If you try it for the first time, learn from my mistake and create child accounts, rather than tying your main email to one child’s progress.
And finally, a quote for you
if you convinced me that my kids scrolling on their phones for four hours a day, had no outcome on their mental health at all — it did not make them more anxious — it did not make them more depressed — it would change my view on this not at all. I just think, as a way of living a good life, you shouldn’t be staring at your phone for four hours a day.

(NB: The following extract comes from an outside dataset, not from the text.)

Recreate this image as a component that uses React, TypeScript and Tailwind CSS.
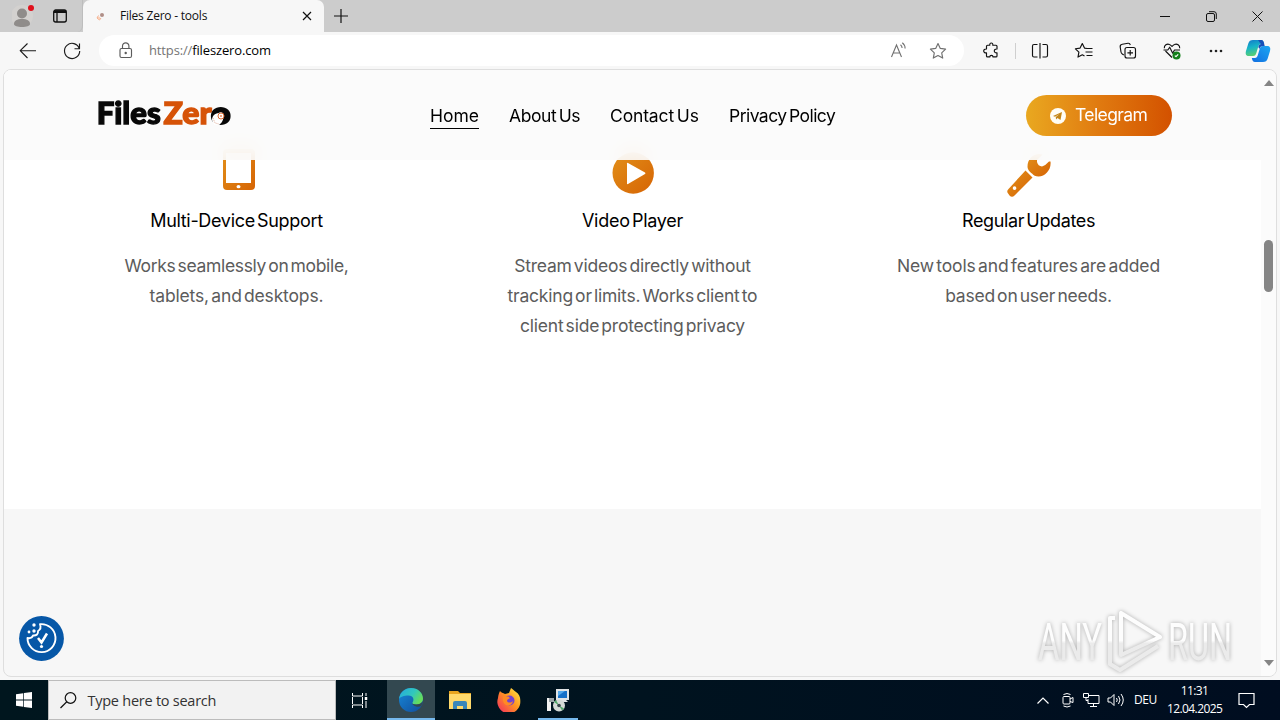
import type { ReactNode } from 'react'

interface IconProps {
  children: ReactNode
  className?: string
}

function LineIcon({ children, className = 'text-[#1b1b1b]' }: IconProps) {
  return (
    <svg width="20" height="20" viewBox="0 0 20 20" fill="none" stroke="currentColor" strokeWidth="1.15" strokeLinejoin="round" className={`shrink-0 ${className}`}>
      {children}
    </svg>
  )
}

function TabBar() {
  return (
    <div className="flex h-8 bg-[#cccccc]">
      <div className="flex w-[83px] items-center rounded-br-[6px] border-r border-[#bdbdbd] pl-3">
        <svg width="24" height="24" viewBox="0 0 24 24" className="shrink-0">
          <circle cx="10" cy="12" r="11" fill="#d3d1cf" />
          <circle cx="10" cy="9.5" r="5" fill="#8f8c8a" />
          <path d="M2 20c0-3.400 3-5 8-5s8 1.600 8 5c0 2-3.500 3-8 3s-8-1-8-3z" fill="#8f8c8a" />
          <circle cx="19" cy="4" r="3" fill="#e0101c" />
        </svg>
        <svg width="16" height="16" viewBox="0 0 16 16" className="ml-4 shrink-0" fill="none" stroke="#111" strokeWidth="1.300">
          <rect x="1.700" y="2" width="12.600" height="12" rx="2" />
          <path d="M1.700 4.300h12.600M5 4.300V14" />
          <path d="M2 3.200h12" strokeWidth="2" />
        </svg>
      </div>
      <div className="flex w-[241px] items-center rounded-t-[7px] bg-[#f7f7f7] pl-3">
        <svg width="12" height="12" viewBox="0 0 12 12" className="shrink-0">
          <circle cx="7" cy="5" r="2" fill="#b08f88" />
          <path d="M3.500 5.500 2 8l2.500 2 1.500-2" fill="none" stroke="#f4ac8a" />
          <circle cx="4" cy="8" r="1.200" fill="#fbd0b8" />
        </svg>
        <span className="ml-[13px] w-[182px] text-[12px] tracking-[-0.22px] text-[#111]">Files Zero - tools</span>
        <svg width="10" height="10" viewBox="0 0 10 10" stroke="#111" strokeWidth="1.200">
          <path d="M1 1l8 8M9 1 1 9" />
        </svg>
      </div>
      <div className="flex w-[33px] items-center justify-center">
        <svg width="14" height="14" viewBox="0 0 14 14" stroke="#111" strokeWidth="1.200">
          <path d="M0 7h14M7 0v14" />
        </svg>
      </div>
      <div className="ml-auto flex items-center">
        <svg width="11" height="11" viewBox="0 0 11 11" stroke="#111" className="mr-[35px]">
          <path d="M0 5.500h10" />
        </svg>
        <svg width="11" height="11" viewBox="0 0 11 11" fill="none" stroke="#111" className="mr-[35px]">
          <rect x=".5" y="2.500" width="8" height="8" rx="1.500" />
          <path d="M3 .7h5a2.300 2.300 0 0 1 2.300 2.300v5" />
        </svg>
        <svg width="11" height="11" viewBox="0 0 11 11" stroke="#111" className="mr-[17px]">
          <path d="M.5.5l10 10M10.500.5l-10 10" />
        </svg>
      </div>
    </div>
  )
}

function Toolbar() {
  return (
    <div className="flex h-[37px] items-center bg-[#f7f7f7]">
      <LineIcon className="ml-[18px] text-[#1b1b1b]">
        <path d="M18 9.700H2.500M9.500 2.500l-7.300 7.200 7.300 7.300" />
      </LineIcon>
      <LineIcon className="ml-6 text-[#1b1b1b]">
        <path d="M17.300 7.500A7.600 7.600 0 1 0 17.700 10M17.500 2.500v5.200h-5" />
      </LineIcon>
      <div className="ml-[17px] flex h-[31px] w-[865px] items-center rounded-full bg-white pl-[17px]">
        <LineIcon className="text-[#5c5c5c]">
          <rect x="4" y="7.500" width="11.500" height="9" rx="1.500" />
          <path d="M6.500 7.500V5a3.200 3.200 0 0 1 6.400 0v2.500" />
          <circle cx="9.700" cy="12" r=".6" fill="currentColor" />
        </LineIcon>
        <span className="ml-[13px] mt-px text-[13px] tracking-[-0.14px] text-[#757575]">
          https://<span className="text-black">fileszero.com</span>
        </span>
        <div className="ml-auto mr-4 flex gap-5">
          <svg width="20" height="20" viewBox="0 0 20 20" fill="none" stroke="#707070" strokeWidth="1.100">
            <path d="M3.500 16 8.500 4l5 12M5.200 12h6.500M12.500 3.800c1 .8 1.600 2 1.600 3.300M14.300 1.800c1.700 1.300 2.800 3.200 2.800 5.700" />
          </svg>
          <LineIcon className="text-[#707070]">
            <path d="m10 2.500 2.300 4.900 5.300.7-3.900 3.700 1 5.300-4.700-2.600-4.700 2.600 1-5.300L2.400 8.100l5.300-.7z" />
          </LineIcon>
        </div>
      </div>
      <LineIcon className="ml-[17px] text-[#111]">
        <path d="M6.500 4.200h2.300C8.600 2.600 9.300 2 10.300 2s1.700.6 1.500 2.200H15a1 1 0 0 1 1 1V8c-1.800-.2-2.700.7-2.700 1.900s.9 2.200 2.700 2v3a1 1 0 0 1-1 1h-3c0-1-.6-1.500-1.600-1.500s-1.600.5-1.600 1.500H6.500a1 1 0 0 1-1-1v-3c-1.800.2-2.800-.8-2.800-2s1-2.100 2.800-1.900V5.200a1 1 0 0 1 1-1z" />
      </LineIcon>
      <div className="ml-[14px] h-4 w-px bg-[#cfcfcf]" />
      <LineIcon className="ml-[14px] text-[#111]">
        <path d="M7.500 3.500H4a1.500 1.500 0 0 0-1.500 1.500v9.500A1.500 1.500 0 0 0 4 16h3.500M12.500 3.500H16A1.500 1.500 0 0 1 17.500 5v9.500A1.500 1.500 0 0 1 16 16h-3.500M10 2v15.500" />
      </LineIcon>
      <LineIcon className="ml-6 text-[#111]">
        <path d="M12 7.400 10 7.100 7.800 2.600 5.600 7.100l-4.700.7 3.500 3.300-.9 5 4.300-2.300 2.200 1.200M12 7.500h6M11 11h7M12 14.500h6" transform="translate(.5)" />
      </LineIcon>
      <LineIcon className="ml-6 text-[#111]">
        <rect x="7" y="6.500" width="10.500" height="10.500" rx="2" />
        <path d="M5.800 14 4.300 13A3 3 0 0 1 3 11L2.200 6A2.500 2.500 0 0 1 4.300 3.200L10 2.300c1.200-.2 2 .5 2.300 1.700M12.200 9v5.600M9.400 11.800H15" />
      </LineIcon>
      <LineIcon className="ml-6 text-[#111]">
        <path d="M10 16.500 3.500 10M2.300 7.200C2 4.200 5 2.300 7.500 3.500c1.200.5 2 1.300 2.500 2 .5-.7 1.300-1.500 2.500-2 2.500-1.200 5.500.7 5.200 3.700M1.500 9h4.300l1.900-2.800 3 6 1.800-3.200h5.500" />
        <circle cx="14.500" cy="14.500" r="4" fill="#13801a" stroke="none" />
        <path d="m12.800 14.600 1.200 1.100 2.200-2.400" stroke="white" />
      </LineIcon>
      <svg width="14" height="4" viewBox="0 0 14 4" className="ml-[27px] shrink-0 fill-[#222]">
        <circle cx="2" cy="2" r="1.300" />
        <circle cx="7" cy="2" r="1.300" />
        <circle cx="12" cy="2" r="1.300" />
      </svg>
      <svg width="26" height="24" viewBox="0 0 26 24" className="ml-[22px] shrink-0">
        <defs>
          <linearGradient id="copilotA" x1="0" y1="0" x2=".3" y2="1">
            <stop offset="0" stopColor="#1277c9" />
            <stop offset=".5" stopColor="#16b4c8" />
            <stop offset="1" stopColor="#58cf73" />
          </linearGradient>
          <linearGradient id="copilotB" x1="0" y1="1" x2="1" y2="0">
            <stop offset="0" stopColor="#126ee0" />
            <stop offset="1" stopColor="#1ca7f2" />
          </linearGradient>
        </defs>
        <path d="M8 1h8c2 0 2.600 1.400 3.200 4h-3c-2 0-2.600 1.500-3.200 3.500l-1.500 5C10.800 16 10 17 8 17H4c-3 0-3.800-2-3-5l2.300-7.500C4 2 5.500 1 8 1z" fill="url(#copilotA)" />
        <path d="M18 23h-8c-2 0-2.600-1.400-3.200-4h3c2 0 2.600-1.500 3.200-3.500l1.500-5C15.200 8 16 7 18 7h4c3 0 3.800 2 3 5l-2.300 7.500c-.7 2.500-2.200 3.500-4.700 3.500z" fill="url(#copilotB)" />
        <path d="M13 1h3c2 0 2.600 1.400 3.200 4l.5 2H18c-2 0-3 1-3.600 3L13.300 8c.5-2 1.300-3 2.900-3-1.200-1-1.800-2-3.200-4z" fill="#174fb8" />
      </svg>
    </div>
  )
}

const navItems = [
  { label: 'Home', style: 'w-[49px] border-b border-black tracking-[0px]' },
  { label: 'About Us', style: 'w-[71px] tracking-[-0.42px]' },
  { label: 'Contact Us', style: 'w-[89px] tracking-[-0.14px]' },
  { label: 'Privacy Policy', style: 'w-[106px] tracking-[-0.54px]' },
]

function SiteHeader() {
  return (
    <header className="absolute inset-x-0 top-0 flex h-[90px] bg-[#fafafa]/88 backdrop-blur-[10px]">
      <svg width="142" height="44" viewBox="-3 -6 142 44" className="ml-[90px] mt-[21px] shrink-0" fontFamily="Lato, sans-serif" fontWeight="900" fontSize="29.500">
        <text x="-.3" y="27" textLength="64" lengthAdjust="spacingAndGlyphs" fill="#080808" stroke="#080808" strokeWidth="1.300">Files</text>
        <text x="66.500" y="27" textLength="48" lengthAdjust="spacingAndGlyphs" fill="#d65308" stroke="#d65308" strokeWidth="1.300">Zer</text>
        <text x="114" y="27" textLength="19.500" lengthAdjust="spacingAndGlyphs" fill="#080808" stroke="#080808" strokeWidth="2">o</text>
        <path d="M115 23c0-5 5-8 9-6 4 3 2 8-2 11h-5z" fill="#fff" />
        <circle cx="124" cy="19" r="3" fill="#fff" stroke="#dc6d35" />
        <circle cx="124" cy="19" r="1" fill="#e4895c" />
        <path d="m116 21 2 5 4 1" fill="none" stroke="#dfb29f" strokeDasharray="1 1" />
      </svg>
      <nav className="ml-[194px] mt-[34px] flex h-[25px] gap-[30px] text-[17.500px] leading-6 [word-spacing:-2px]">
        {navItems.map((item) => (
          <a key={item.label} className={`h-[25px] whitespace-nowrap text-black ${item.style}`}>{item.label}</a>
        ))}
      </nav>
      <button className="ml-[191px] mt-[25px] flex h-[41px] w-[146px] items-center rounded-full bg-linear-to-r from-[#e9a820] via-[#e07a10] to-[#d35100] pl-6 text-[17.500px] tracking-[-0.6px] text-white">
        <svg width="16" height="16" viewBox="0 0 16 16" className="mr-[9px]">
          <circle cx="8" cy="8" r="8" fill="#fffdf5" />
          <path d="m3 8 9-4-1.500 8-3-2-1.500 1.400-.2-2.400L9.500 6 5 8.700z" fill="#c48618" />
        </svg>
        Telegram
      </button>
    </header>
  )
}

function Gradient({ id }: { id: string }) {
  return (
    <defs>
      <linearGradient id={id} x1="0" y1="0" x2="1" y2="1">
        <stop offset="0" stopColor="#e2901a" />
        <stop offset="1" stopColor="#d66404" />
      </linearGradient>
    </defs>
  )
}

function Features() {
  return (
    <section className="flex h-[439px] bg-white px-[34.500px] pt-[79px] text-center">
      <div className="flex w-[396px] flex-col items-center">
        <svg width="32" height="42" viewBox="0 0 32 42" className="ml-[4px]">
          <Gradient id="tablet" />
          <path fillRule="evenodd" d="M4 0h24a4 4 0 0 1 4 4v33a4 4 0 0 1-4 4H4a4 4 0 0 1-4-4V4a4 4 0 0 1 4-4zM3 4v30h25V4z" fill="url(#tablet)" />
          <ellipse cx="15.500" cy="37.700" rx="2" ry="1.600" fill="#fff" />
        </svg>
        <h3 className="mt-[15px] text-[18px] font-[430] leading-[30px] tracking-[-0.32px] text-black [word-spacing:-2.500px]">Multi-Device Support</h3>
        <p className="mt-[15px] text-[17.500px] leading-[30px] tracking-[-0.32px] text-[#5c5c5c] [word-spacing:-2.500px]">
          <span className="block">Works seamlessly on mobile,</span>
          <span className="block tracking-[-0.15px]">tablets, and desktops.</span>
        </p>
      </div>
      <div className="flex w-[396px] flex-col items-center">
        <svg width="42" height="42" viewBox="0 0 42 42" className="mt-[3px]">
          <Gradient id="play" />
          <circle cx="21.200" cy="21" r="20.700" fill="url(#play)" />
          <path d="M15 11.500v20q0 1 1 .5l17-10q1-.7 0-1.500L16 11q-1-.5-1 .5z" fill="#fff" />
        </svg>
        <h3 className="mt-3 text-[18px] font-[430] leading-[30px] tracking-[-0.27px] text-black [word-spacing:-2.500px]">Video Player</h3>
        <p className="mt-[15px] text-[17.500px] leading-[30px] tracking-[-0.22px] text-[#5c5c5c] [word-spacing:-2.500px]">
          <span className="block">Stream videos directly without</span>
          <span className="block">tracking or limits. Works client to</span>
          <span className="block">client side protecting privacy</span>
        </p>
      </div>
      <div className="flex w-[396px] flex-col items-center">
        <svg width="44" height="44" viewBox="0 0 44 44" className="ml-px mt-[4px]">
          <Gradient id="wrench" />
          <path fillRule="evenodd" d="m18.500 17.500 7 7L7.500 42.500a3.500 3.500 0 0 1-5 0L1.500 41a3.500 3.500 0 0 1 0-5zM7.500 33.300a1.800 1.800 0 1 0 .1 3.600 1.800 1.800 0 0 0-.1-3.600z" fill="url(#wrench)" />
          <path d="M35.500 1.500 30 7v2q1 4 5 4.500 3.500-1 7-5l1.500 0c1 8-5 15-12 15-3 0-5-1-6.500-3-2-1.500-4.500-3.500-4.500-7C20.500 5 28-1 35.500 1.500z" fill="url(#wrench)" />
        </svg>
        <h3 className="mt-[9px] text-[18px] font-[430] leading-[30px] tracking-[-0.36px] text-black [word-spacing:-2.500px]">Regular Updates</h3>
        <p className="mt-[15px] text-[17.500px] leading-[30px] tracking-[-0.12px] text-[#5c5c5c] [word-spacing:-2.500px]">
          <span className="block">New tools and features are added</span>
          <span className="block tracking-[-0.22px]">based on user needs.</span>
        </p>
      </div>
    </section>
  )
}

function ConsentButton() {
  return (
    <button className="absolute bottom-[15px] left-[14px]">
      <svg width="46" height="46" viewBox="0 0 46 46" fill="none">
        <circle cx="23.500" cy="23.500" r="22.400" fill="#0657a7" />
        <path d="M22 9.200A14 14 0 1 1 9.500 23c2.500.5 4.700-.3 5.500-2.500 3.500.3 5.500-1.500 5-4.500 2.500-1.300 3.100-3.800 2-6.800z" stroke="#fff" strokeWidth="1.900" strokeLinejoin="round" />
        <path d="m20 23 3.500 4.500L29 18.500" stroke="#fff" strokeWidth="2.500" />
        <g fill="#fff">
          <circle cx="16" cy="10" r="1.700" />
          <circle cx="16" cy="16" r="1.700" />
          <circle cx="11" cy="17" r="1.400" />
          <circle cx="23.500" cy="31.500" r="1.600" />
        </g>
      </svg>
    </button>
  )
}

function Watermark() {
  return (
    <svg width="214" height="74" viewBox="0 0 214 74" className="absolute bottom-0 right-[27px] drop-shadow-[0_0_2px_rgba(0,0,0,0.3)]" fontFamily="Roboto, sans-serif" fontSize="51">
      <defs>
        <linearGradient id="mark" gradientUnits="userSpaceOnUse" x1="0" y1="0" x2="0" y2="70">
          <stop offset=".55" stopColor="#fdfdfd" />
          <stop offset=".59" stopColor="#ebebeb" />
        </linearGradient>
      </defs>
      <text x="3" y="57.500" textLength="64" lengthAdjust="spacingAndGlyphs" fill="url(#mark)">ANY</text>
      <text x="133" y="57.500" textLength="64" lengthAdjust="spacingAndGlyphs" fill="url(#mark)">RUN</text>
      <g fill="none" stroke="url(#mark)" strokeWidth="4" strokeLinejoin="round">
        <path d="M86 11v42l39-18zM80 16h-5v46l10 6 38-24" />
      </g>
    </svg>
  )
}

function Taskbar() {
  return (
    <div className="flex h-10 bg-linear-to-r from-[#00161e] via-[#00131f] to-[#000d20] text-white">
      <div className="flex w-12 items-center justify-center">
        <svg width="16" height="16" viewBox="0 0 16 16" fill="#fff">
          <path d="M0 2.300 7.300 1.200v6.400H0zM8 1.100 16 0v7.600H8zM0 8.400h7.300v6.400L0 13.700zM8 8.400h8V16l-8-1.100z" />
        </svg>
      </div>
      <div className="flex w-[288px] items-center border border-[#bcbcbc] bg-[#f2f2f2] pl-[11px]">
        <svg width="17" height="17" viewBox="0 0 17 17" fill="none" stroke="#111" strokeWidth="1.200">
          <circle cx="10.500" cy="6" r="5.300" />
          <path d="M6.800 9.800.5 16" />
        </svg>
        <span className="ml-[10.500px] mt-px text-[14.500px] tracking-[-0.25px] text-[#333]">Type here to search</span>
      </div>
      <div className="flex w-[51px] items-center pl-[15px]">
        <svg width="17" height="17" viewBox="0 0 17 17" fill="none" stroke="#fff">
          <path d="M1.500 1v3h10V1M1.500 16v-3h10v3M1.500 5v7M11.500 5v7M15 1v3M15 9v7" />
          <path d="M15 5v3" strokeWidth="2.500" />
        </svg>
      </div>
      <div className="flex w-12 items-center justify-center border-b-2 border-[#76b9ed] bg-[#334850]">
        <svg width="26" height="26" viewBox="0 0 26 26" className="mt-px">
          <defs>
            <linearGradient id="edgeTop" x1="0" y1="0" x2="1" y2=".5">
              <stop offset="0" stopColor="#25a8e0" />
              <stop offset=".6" stopColor="#31c7bd" />
              <stop offset="1" stopColor="#66dc5c" />
            </linearGradient>
            <linearGradient id="edgeLow" x1="0" y1="0" x2="1" y2="1">
              <stop offset="0" stopColor="#1788d8" />
              <stop offset="1" stopColor="#124d9b" />
            </linearGradient>
          </defs>
          <circle cx="13" cy="13" r="12" fill="url(#edgeLow)" />
          <path d="M1 12C2 5 7 1 13 1c7 0 12 5 12 10.500 0 4-3 6-7 6-3 0-4-1-3.500-2 2-2.500 1-7-4-7C6 8.500 2 10 1 12z" fill="url(#edgeTop)" />
          <path d="M14.500 15.500c-.5 1 .5 2 3.500 2 3 0 5.500-1 7-3.500L23.300 19c-2 1.300-6 1-8-1-1-.8-1.200-1.600-.8-2.500z" fill="#334850" />
        </svg>
      </div>
      <div className="flex w-[50px] items-center justify-center">
        <svg width="22" height="20" viewBox="0 0 22 20">
          <path d="M0 1h9l2 2h11v16H0z" fill="#e8a51f" />
          <path d="M0 4h22v15H0z" fill="#ffd96b" />
          <path d="M4 19v-6q0-2 2-2h10q2 0 2 2v6h-4v-3H8v3z" fill="#3b87b9" />
        </svg>
      </div>
      <div className="flex w-12 items-center justify-center">
        <svg width="24" height="24" viewBox="0 0 24 24">
          <defs>
            <linearGradient id="fox" x1="1" y1="0" x2="0" y2="1">
              <stop offset="0" stopColor="#fff04a" />
              <stop offset=".45" stopColor="#ff9520" />
              <stop offset="1" stopColor="#f32464" />
            </linearGradient>
          </defs>
          <path d="M3 3c1 2 3 1.500 5 3l4-1 2-5c2 1 3 3 5 4 3 2 4.500 5 4.300 9A11.500 11.500 0 1 1 1 10c.3-3 1-5 2-7z" fill="url(#fox)" />
          <circle cx="12.500" cy="12.500" r="5" fill="#7443cf" />
          <path d="M6 8c2 2 5-1 7 2-1 1-3 1-3 3 1 2 4 2 6 0-1 7-12 6-10-5z" fill="#ff8a24" />
        </svg>
      </div>
      <div className="ml-[5px] flex w-10 items-center justify-center border-b-2 border-[#76b9ed]">
        <svg width="24" height="24" viewBox="0 0 24 24" className="mt-px">
          <path d="M10 1h13v11H10zM13 14h9l-2-2h-5z" fill="#e0e3e5" />
          <path d="M12 3h9v7h-9z" fill="#1670c8" />
          <path d="m12 3 7 0-7 5z" fill="#53a9ec" />
          <path d="M1 10h4v13H1z" fill="#f2f2f2" />
          <path d="M3 10h5v4H3z" fill="#9ba3a6" />
          <circle cx="13" cy="17.500" r="6" fill="#d4dad6" />
          <path d="M13 17.500 8 14l2-2zM13 17.500l5 3-2 2z" fill="#54a86c" />
          <circle cx="13" cy="17.500" r="1.800" fill="#39464c" />
        </svg>
      </div>
      <div className="ml-auto flex items-center">
        <svg width="12" height="7" viewBox="0 0 12 7" fill="none" stroke="#fff" strokeWidth="1.200">
          <path d="m.5 6.500 5.500-5.500 5.500 5.500" />
        </svg>
        <svg width="14" height="16" viewBox="0 0 14 16" fill="none" stroke="#fff" className="ml-[12px]">
          <rect x="2" y="4.500" width="7" height="7.500" rx="1" />
          <path d="m9 7 3-1.500v5L9 9.500M2.500 2.500q3.500-2 7 0M2.500 14q3.500 2 7 0" />
        </svg>
        <svg width="17" height="16" viewBox="0 0 17 16" fill="none" stroke="#fff" className="ml-[8px]">
          <path d="M6 3.500h10v8H5V7M7 14.500h7M10.500 11.500v3M.5 1.500h5v4h-5zM3 5.500v3h2" />
        </svg>
        <svg width="18" height="16" viewBox="0 0 18 16" fill="none" stroke="#fff" className="ml-[7px]">
          <path d="M1 6h2.500L7 2.500v11L3.500 10H1zM9.500 6q1.500 2 0 4M11.500 4q3 4 0 8M14 2q4.500 6 0 12" />
        </svg>
        <span className="ml-[9px] w-[23px] text-[12px] tracking-[-0.5px]">DEU</span>
        <div className="ml-[10px] w-[55px] whitespace-nowrap text-center text-[12px] leading-[18px] tracking-[-0.6px]">
          <div>11:31</div>
          <div>12.04.2025</div>
        </div>
        <svg width="17" height="17" viewBox="0 0 17 17" fill="none" stroke="#fff" strokeWidth="1.200" className="ml-4 mr-[25px]">
          <path d="M1 1.500h15v11h-4.500L8.500 15.500l-3-3H1z" />
        </svg>
      </div>
    </div>
  )
}

export default function App() {
  return (
    <div className="flex h-[720px] w-[1280px] flex-col overflow-hidden bg-[#f7f7f7] font-['Open_Sans',sans-serif]">
      <TabBar />
      <Toolbar />
      <div className="relative mx-[3px] mb-[3px] flex h-[608px] overflow-hidden rounded-[8px] border border-[#dedede] bg-[#f7f7f7]">
        <main className="relative w-[1257px] overflow-hidden font-[Inter,sans-serif]">
          <Features />
          <SiteHeader />
          <ConsentButton />
        </main>
        <div className="flex w-[15px] flex-col items-center bg-[#fbfbfb]">
          <svg width="10" height="6" viewBox="0 0 10 6" className="mt-[10px]">
            <path d="M5 0l5 6H0z" fill="#858585" />
          </svg>
          <div className="mt-[154px] h-[52px] w-[9px] rounded-full bg-[#858585]" />
          <svg width="10" height="6" viewBox="0 0 10 6" className="mb-[10px] mt-auto">
            <path d="M0 0h10L5 6z" fill="#858585" />
          </svg>
        </div>
        <Watermark />
      </div>
      <Taskbar />
    </div>
  )
}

And yet, I also realize the language of society right now and parenting doesn’t have that much room for that. And I think we have a lot of trouble talking about just what we think a good life would be. Not a life that leads to a good job, not a life that leads to a high income, but just the idea, which I think we were more comfortable talking in terms of at other points in history, that it is better to read books than to not read books, no matter if you can measure that on somebody’s income statement or not.
-Ezra Klein in an interview about attention. Podcast. Transcript.
I'm so glad to hear about your new baby due in October, Rachael! I may give Kahn Academy a try this year with my rising 3rd grader. Thank you for continuing to write and share!
I'm grateful for these book lists, Rachael! I should read Count of Monte Cristo alongside Parker, in fact... (the movie is a family favorite, by the way; add to the jar!).
I meant to ask, with baby on the way–– are you tutoring this year??